OQUENDO: SZYBKOŚĆ I DOŚWIADCZENIE MOIMI KLUCZAMI DO SUKCESU
Po dwóch nieudanych podejściach do mistrzostwa świata i dziesięciu latach od ostatniej takiej szansy, w najbliższą niedzielę w Groznym Fres Oquendo (37-7, 24 KO) przystąpi do walki z Rusłanem Czagajewem (32-2-1, 20 KO) o wakujący pas federacji WBA wagi ciężkiej w wersji Regular.

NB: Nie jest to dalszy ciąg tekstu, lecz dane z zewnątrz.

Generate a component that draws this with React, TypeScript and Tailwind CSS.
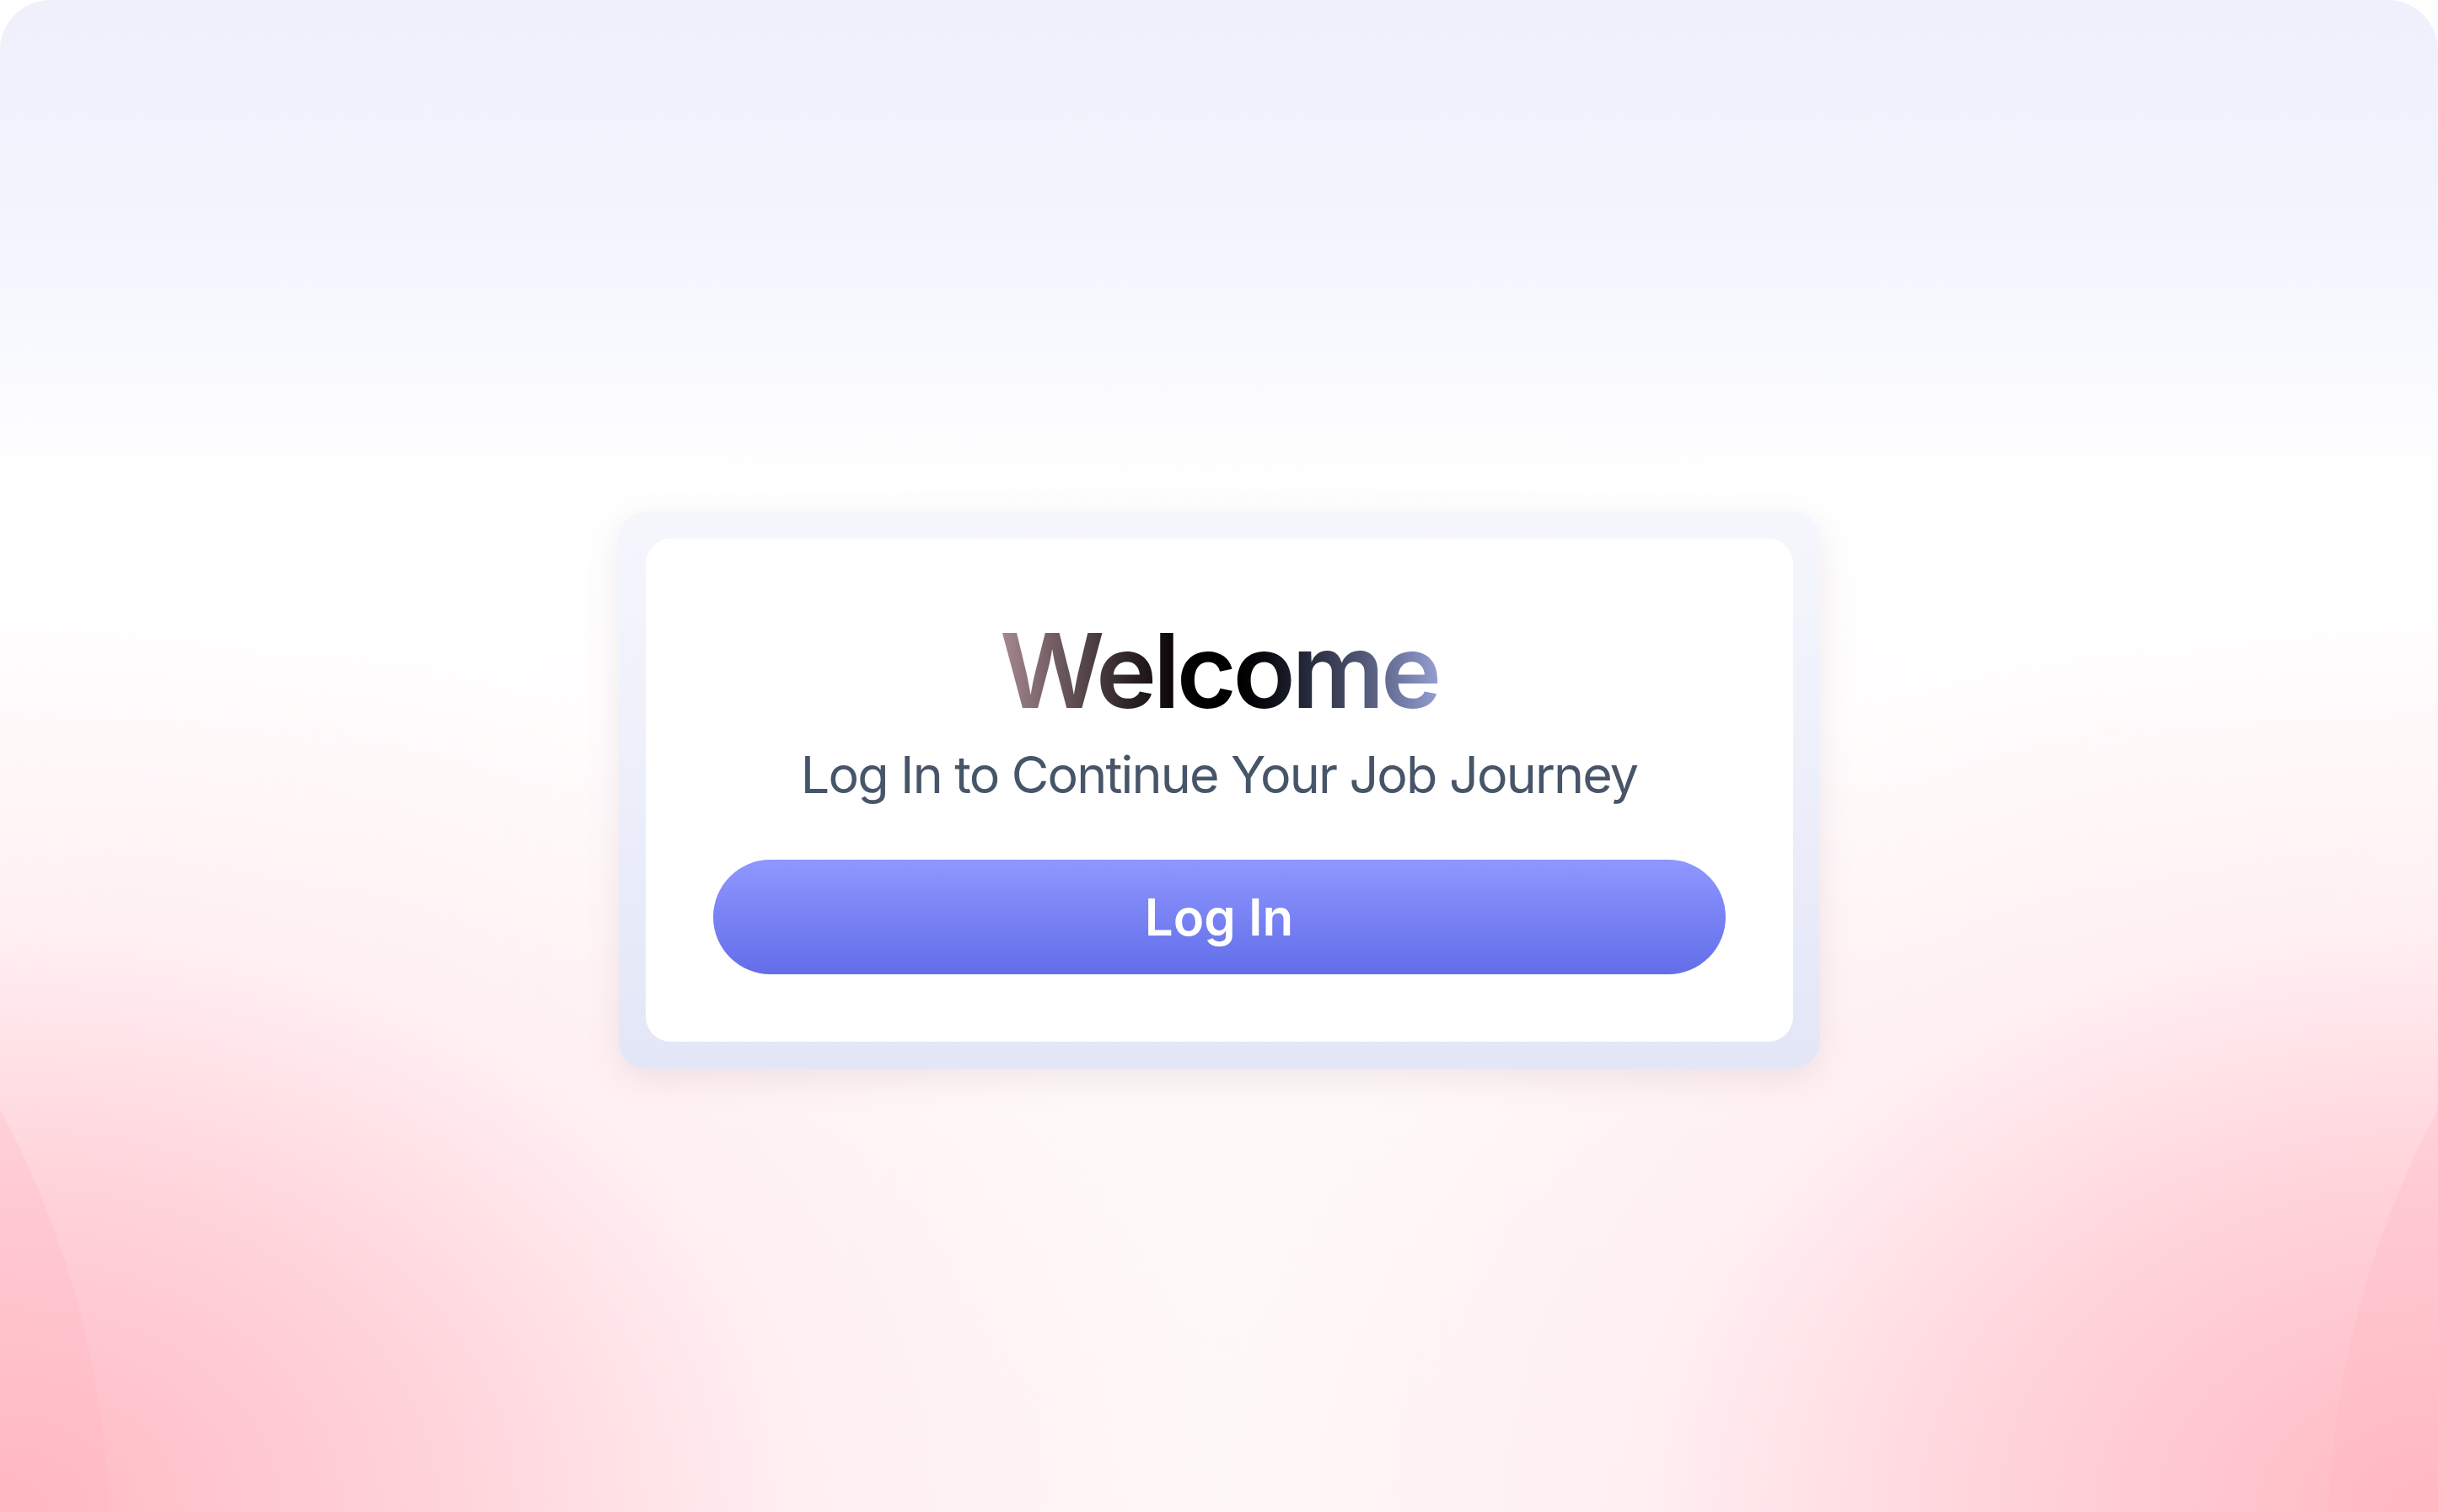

Amerykanin z portorykańskimi korzeniami zdaje sobie sprawę, że w wieku 41 lat będzie to jego ostatnia szansa na zdobycie czegoś poważniejszego w boksie.
- Nie jestem faworytem tej konfrontacji, ale gdy spotykałem się kiedyś z Duncanem Dokiwarim czy Cliffordem Etienne również byłem skazywany na porażkę. Mam tylko nadzieję, że tym razem nie zostanę skrzywdzony - powiedział "The Big O", który do dziś czuje się oszukany punktacją walk z Chrisem Byrdem, Evanderem Holyfieldem, Oliverem McCallem, Jeanem Marciem Mormeckiem czy Jamesem Toneyem.

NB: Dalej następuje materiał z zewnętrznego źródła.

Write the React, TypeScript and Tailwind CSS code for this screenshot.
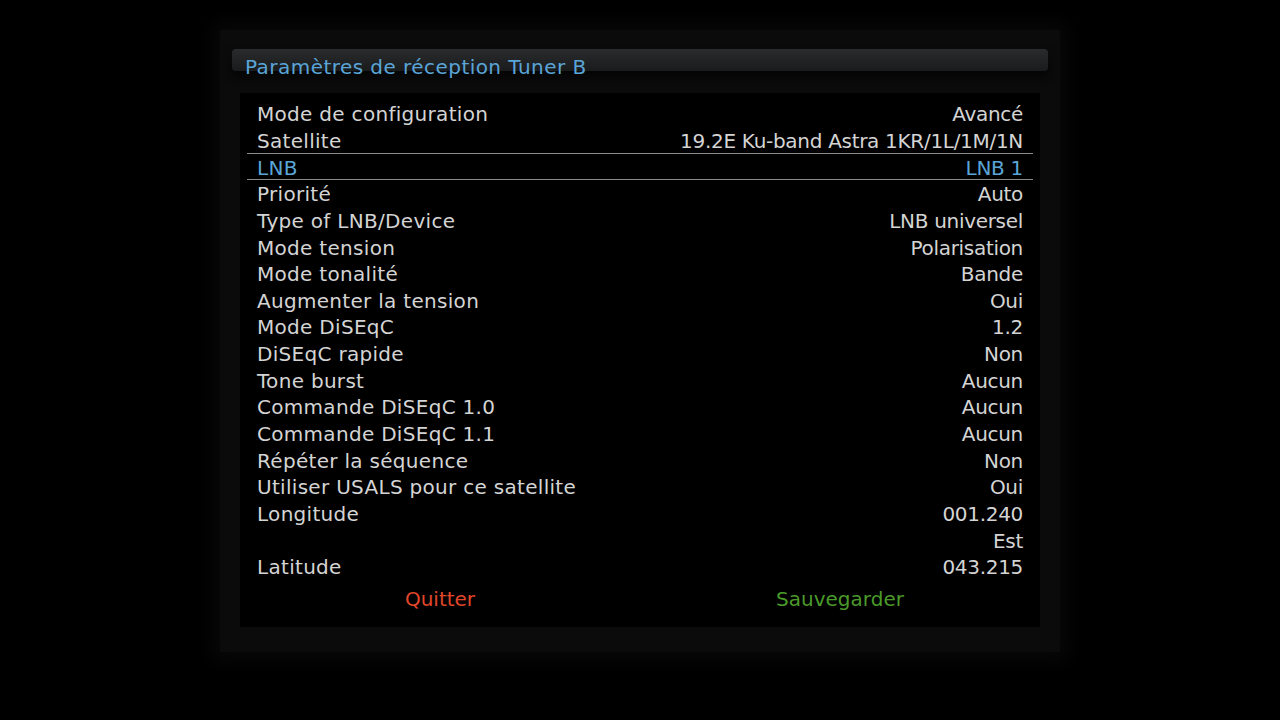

- Doceniam klasę Czagajewa, lecz wierzę w swoje umiejętności, doświadczenie, szybkość oraz poruszanie się po ringu. To będą moje klucze do wygranej. A zwycięstwo i ten pas są jedynym sposobem by zmusić Władimira Kliczkę do starcia ze mną. Tak to niestety teraz działa. Ja nie unikałem nigdy nikogo i to się nie zmieni - zakończył Oquendo.
Nie lepiej ich wszystkich wysłać na Włada podczas jednej walki? Założę się, że każdy po kolei dostałby KO.
Teraz to już jest końcówka, myślę że Czagajew wygra na ptk.